Alessandra ancor prima di nascere aveva partecipato al suo primo matrimonio; in grembo alla mamma, ascoltava le risa dei festeggiamenti e attendeva la sua venuta al mondo per dare un volto a quelle voci che sentiva in lontananza.
Cresceva accudita da nonni e genitori giovani che con cura trascorrevano la giornata insieme a lei. Riceveva complimenti e affetto, per quel sorriso sempre stampato sul volto. Alcuni iniziarono a chiamarla bambina parafulmine: con la sua adeguatezza parava le proiezioni sferrate dagli adulti, riportando serenità e tranquillità. Si concedeva la fantasia che se avesse fatto la brava, tutto sarebbe andato per il meglio. Con questo spirito aveva accolto anche l’arrivo del fratellino, accudendolo a sua volta come se fosse stata investita del suo primo vero ruolo da adulta.

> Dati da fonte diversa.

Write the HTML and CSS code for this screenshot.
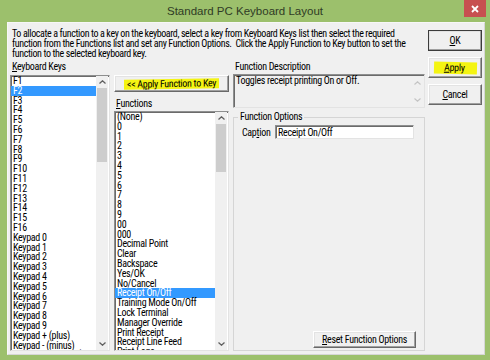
FILE: index.html
```html
<!DOCTYPE html>
<html>
<head>
    <title>Standard PC Keyboard Layout</title>
    <meta charset="UTF-8">
    <link rel="stylesheet" href="styles.css">
</head>
<body>
    <div class="window">
        <div class="titlebar">
            <span></span>
            <span class="title">Standard PC Keyboard Layout</span>
            <span class="close">
                <svg width="8" height="8" viewBox="0 0 8 8"><path d="M1 1 L7 7 M7 1 L1 7" stroke="#fff" stroke-width="1.8"/></svg>
            </span>
        </div>

        <div class="client">
            <div class="main">
                <p class="intro">To allocate a function to a key on the keyboard, select a key from Keyboard Keys list then select the required<br>function from the Functions list and set any Function Options.&nbsp; Click the Apply Function to Key button to set the<br>function to the selected keyboard key.</p>

                <div class="columns">
                    <!-- keyboard keys -->
                    <div class="col keys-col">
                        <div class="label"><u>K</u>eyboard Keys</div>
                        <div class="listbox">
                            <ul class="items">
                                <li>F1</li>
                                <li class="selected">F2</li>
                                <li>F3</li>
                                <li>F4</li>
                                <li>F5</li>
                                <li>F6</li>
                                <li>F7</li>
                                <li>F8</li>
                                <li>F9</li>
                                <li>F10</li>
                                <li>F11</li>
                                <li>F12</li>
                                <li>F13</li>
                                <li>F14</li>
                                <li>F15</li>
                                <li>F16</li>
                                <li>Keypad 0</li>
                                <li>Keypad 1</li>
                                <li>Keypad 2</li>
                                <li>Keypad 3</li>
                                <li>Keypad 4</li>
                                <li>Keypad 5</li>
                                <li>Keypad 6</li>
                                <li>Keypad 7</li>
                                <li>Keypad 8</li>
                                <li>Keypad 9</li>
                                <li>Keypad + (plus)</li>
                                <li>Keypad - (minus)</li>
                                <li>Keypad * (multiply)</li>
                            </ul>
                            <div class="vscroll">
                                <div class="arrow">
                                    <svg width="7" height="4" viewBox="0 0 7 4"><polyline points="0.5,3.5 3.5,0.8 6.5,3.5" fill="none" stroke="#606060" stroke-width="1.3"/></svg>
                                </div>
                                <div class="thumb keys-thumb"></div>
                                <div class="track"></div>
                                <div class="arrow">
                                    <svg width="7" height="4" viewBox="0 0 7 4"><polyline points="0.5,0.5 3.5,3.2 6.5,0.5" fill="none" stroke="#606060" stroke-width="1.3"/></svg>
                                </div>
                            </div>
                        </div>
                    </div>

                    <!-- functions -->
                    <div class="col func-col">
                        <button class="btn apply-fn"><span class="marker">&lt;&lt; A<u>p</u>ply Function to Key</span></button>
                        <div class="label func-label"><u>F</u>unctions</div>
                        <div class="listbox">
                            <ul class="items">
                                <li>(None)</li>
                                <li>0</li>
                                <li>1</li>
                                <li>2</li>
                                <li>3</li>
                                <li>4</li>
                                <li>5</li>
                                <li>6</li>
                                <li>7</li>
                                <li>8</li>
                                <li>9</li>
                                <li>00</li>
                                <li>000</li>
                                <li>Decimal Point</li>
                                <li>Clear</li>
                                <li>Backspace</li>
                                <li>Yes/OK</li>
                                <li>No/Cancel</li>
                                <li class="selected">Receipt On/Off</li>
                                <li>Training Mode On/Off</li>
                                <li>Lock Terminal</li>
                                <li>Manager Override</li>
                                <li>Print Receipt</li>
                                <li>Receipt Line Feed</li>
                                <li>Print Logo</li>
                            </ul>
                            <div class="vscroll">
                                <div class="arrow">
                                    <svg width="7" height="4" viewBox="0 0 7 4"><polyline points="0.5,3.5 3.5,0.8 6.5,3.5" fill="none" stroke="#606060" stroke-width="1.3"/></svg>
                                </div>
                                <div class="thumb func-thumb"></div>
                                <div class="track"></div>
                                <div class="arrow">
                                    <svg width="7" height="4" viewBox="0 0 7 4"><polyline points="0.5,0.5 3.5,3.2 6.5,0.5" fill="none" stroke="#606060" stroke-width="1.3"/></svg>
                                </div>
                            </div>
                        </div>
                    </div>

                    <!-- description + options -->
                    <div class="col opts-col">
                        <div class="label">Function Description</div>
                        <div class="descbox">
                            <div class="desc-text">Toggles receipt printing On or Off.</div>
                            <div class="desc-scroll">
                                <svg width="7" height="4" viewBox="0 0 7 4"><polyline points="0.5,3.5 3.5,0.8 6.5,3.5" fill="none" stroke="#c4c4c4" stroke-width="1.2"/></svg>
                                <svg width="7" height="4" viewBox="0 0 7 4"><polyline points="0.5,0.5 3.5,3.2 6.5,0.5" fill="none" stroke="#c4c4c4" stroke-width="1.2"/></svg>
                            </div>
                        </div>
                        <fieldset class="group">
                            <legend>Function Options</legend>
                            <div class="caption-row">
                                <span class="caption-label">Cap<u>t</u>ion</span>
                                <div class="textbox">Receipt On/Off</div>
                            </div>
                            <button class="btn reset"><u>R</u>eset Function Options</button>
                        </fieldset>
                    </div>
                </div>
            </div>

            <div class="side">
                <button class="btn side-btn default"><u>O</u>K</button>
                <button class="btn side-btn"><span class="marker wide"><u>A</u>pply</span></button>
                <button class="btn side-btn"><u>C</u>ancel</button>
            </div>
        </div>
    </div>
</body>
</html>
```

FILE: styles.css
```css
body {
    margin: 0;
    width: 490px;
    height: 360px;
    overflow: hidden;
    background: #9cc06c;
    font-family: "Roboto Condensed", Roboto, "Liberation Sans", sans-serif;
    font-stretch: condensed;
    font-size: 10px;
    letter-spacing: -0.3px;
    color: #000;
}

.window {
    display: flex;
    flex-direction: column;
    height: 360px;
}

.titlebar {
    height: 22px;
    display: grid;
    grid-template-columns: 1fr auto 1fr;
    align-items: start;
}

.title {
    font-family: "Liberation Sans", Arial, sans-serif;
    font-stretch: normal;
    font-size: 11.5px;
    letter-spacing: 0;
    color: #2f3b25;
    line-height: 22px;
}

.close {
    justify-self: end;
    margin-right: 4px;
    width: 22px;
    height: 17px;
    background: #c75050;
    display: flex;
    align-items: center;
    justify-content: center;
}

.client {
    box-sizing: border-box;
    margin: 0 5px 5px 7px;
    height: 333px;
    background: #f0f0f0;
    border: 1px solid;
    border-color: #f7f7f7 #d6d6d6 #d6d6d6 #f7f7f7;
    padding: 6px 2px 3px 2px;
    display: flex;
    gap: 3px;
}

.main {
    width: 415px;
    display: flex;
    flex-direction: column;
}

.intro {
    margin: 0 0 3px 2px;
    line-height: 10px;
    letter-spacing: -0.38px;
    white-space: nowrap;
}

.columns {
    flex: 1;
    display: flex;
    gap: 4px;
    min-height: 0;
}

.col {
    display: flex;
    flex-direction: column;
}

.keys-col { width: 100px; }
.func-col { width: 115px; }
.opts-col { width: 192px; }

.label {
    line-height: 10px;
    margin: 0 0 3px 2px;
}

.func-label {
    margin-top: 7px;
    margin-bottom: 2px;
}

.listbox {
    flex: 1;
    min-height: 0;
    display: flex;
    background: #fff;
    border: 1px solid;
    border-color: #8e8f8f #e3e3e3 #e3e3e3 #8e8f8f;
    box-shadow: inset 1px 1px 0 #6b6b6b;
    overflow: hidden;
}

.items {
    flex: 1;
    list-style: none;
    margin: 0;
    padding: 0;
    overflow: hidden;
}

.items li {
    line-height: 9.8px;
    height: 9.8px;
    padding-left: 2px;
    white-space: nowrap;
}

.items li.selected {
    background: #3399ff;
    color: #fff;
}

.vscroll {
    width: 12px;
    margin-right: 1px;
    display: flex;
    flex-direction: column;
    background: #f0f0f0;
}

.arrow {
    height: 12px;
    display: flex;
    align-items: center;
    justify-content: center;
}

.thumb {
    background: #cdcdcd;
    margin: 0 1px;
}

.keys-thumb { height: 74px; }
.func-thumb { height: 48px; }

.track { flex: 1; }

.btn {
    box-sizing: border-box;
    font-family: inherit;
    font-stretch: condensed;
    font-size: 10px;
    letter-spacing: -0.3px;
    color: #000;
    background: #f0f0f0;
    border: 1px solid;
    border-color: #fff #696969 #696969 #fff;
    box-shadow: inset -1px -1px 0 #a0a0a0, inset 1px 1px 0 #e3e3e3;
    padding: 0;
    line-height: 10px;
    white-space: nowrap;
}

.apply-fn {
    margin-top: 13px;
    height: 17px;
}

.marker {
    display: inline-block;
    background: #f4f412;
    padding: 0 3px;
    transform: skewY(-1deg);
}

.marker.wide {
    padding: 1px 12px 1px 10px;
    transform: rotate(1.5deg);
}

.descbox {
    box-sizing: border-box;
    margin-top: -1px;
    height: 34px;
    display: flex;
    border: 1px solid;
    border-color: #8e8f8f #e3e3e3 #e3e3e3 #8e8f8f;
    box-shadow: inset 1px 1px 0 #6b6b6b;
    background: #f0f0f0;
}

.desc-text {
    flex: 1;
    padding: 1px 0 0 2px;
    line-height: 10px;
}

.desc-scroll {
    width: 13px;
    display: flex;
    flex-direction: column;
    align-items: center;
    justify-content: space-between;
    padding: 6px 0 5px;
}

.group {
    flex: 1;
    margin: 4px 0 0;
    padding: 3px 8px 2px 8px;
    border: 1px solid #d5d5d5;
    display: flex;
    flex-direction: column;
    min-width: 0;
}

.group legend {
    line-height: 10px;
    padding: 0 2px;
    margin-left: -4px;
}

.caption-row {
    display: flex;
    align-items: center;
}

.caption-label {
    width: 33px;
}

.textbox {
    box-sizing: border-box;
    width: 139px;
    height: 14px;
    line-height: 10px;
    padding: 2px 0 0 2px;
    background: #fff;
    border: 1px solid;
    border-color: #8e8f8f #e3e3e3 #e3e3e3 #8e8f8f;
    box-shadow: inset 1px 1px 0 #6b6b6b;
}

.reset {
    margin-top: auto;
    align-self: flex-end;
    width: 103px;
    height: 17px;
}

.side {
    width: 54px;
    padding-top: 1px;
    display: flex;
    flex-direction: column;
    gap: 6px;
}

.side-btn {
    height: 21px;
}

.side-btn.default {
    outline: 1px solid #3c3c3c;
    outline-offset: -1px;
}
```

Tutto era quieto: alla sera si appoggiava al davanzale della finestra sorreggendo la testa con entrambe le mani, soddisfatta di aver vinto la partita e di aver incontrato un’amica, ma insoddisfatta del liceo e del suo incespicare nelle relazioni; finché all’ingresso nella maggiore età il tema del matrimonio le si ripresentò, questa volta come conclusione di un’unione, quando si sentì dire: “Ale, papà non rientrerà a casa, ci siamo separati”. Sentenza corredata da una breve sintesi di non detto e distacco, che non rese facile alla figlia l’elaborazione di quanto accaduto.
Le separazioni coniugali, che interessano non solo la coppia ma anche le dinamiche con i figli, sono eventi estremamente unici il cui sviluppo dipende da un’infinità di variabili sia contestuali che personali, ma la storia di Alessandra ci induce a posizionarci dalla parte di chi, tra le crepe, sta crescendo.
Nella situazione di crisi creatasi, i traslochi disorganizzati, i sentimenti in gioco e l’entropia del perduto nucleo famigliare hanno messo in secondo piano i pensieri di Alessandra, ma lentamente è stato proprio il rimescolamento dello schema familiare abituale che le ha permesso di allontanarsi dal suo ruolo di bambina parafulmine, elaborando il lutto per una parte di sé, e di rigiocarsi come protagonista della sua stessa storia.
In Terre Rare, di Sandro Veronesi, la figlia del protagonista, Claudia Paladini, rivela faticosamente al papà che la ragione per cui soffriva non era affatto la sola ragione per cui tutti si aspettavano che soffrisse. Si sentiva un mostro se non giustificava alle persone intorno a sé che la precoce morte della mamma, sì, l’aveva destabilizzata, ma non era l’unico motivo che smuoveva sofferenze nel presente. Così anche Alessandra, per quanto scossa dalla separazione, da quel momento, aveva bisogno più che mai di essere ascoltata nel racconto della sua storia.
Ogni figlio o figlia di genitori separati sa bene che l’amore è la più difficile delle battaglie, che ognuno ha il proprio percorso di vita da seguire e che nel processo di separazione si attivano fantasmi, idee di onnipotenza, angosce, ma è necessario preservare la spinta a individuarsi e trovare il proprio modo di stare al mondo.
Ecco, forse la gemma da preservare all’interno di un cambiamento relazionale radicale come quello che comporta la separazione tra due genitori è la capacità di non mischiare i bisogni di tutti i membri del nucleo familiare. Significa non proiettare le proprie parti frammentate e sofferenti sull’altro, invischiando quelle in costruzione perché magari la crisi coniugale può dirci poco della coppia ma tanto del figlio.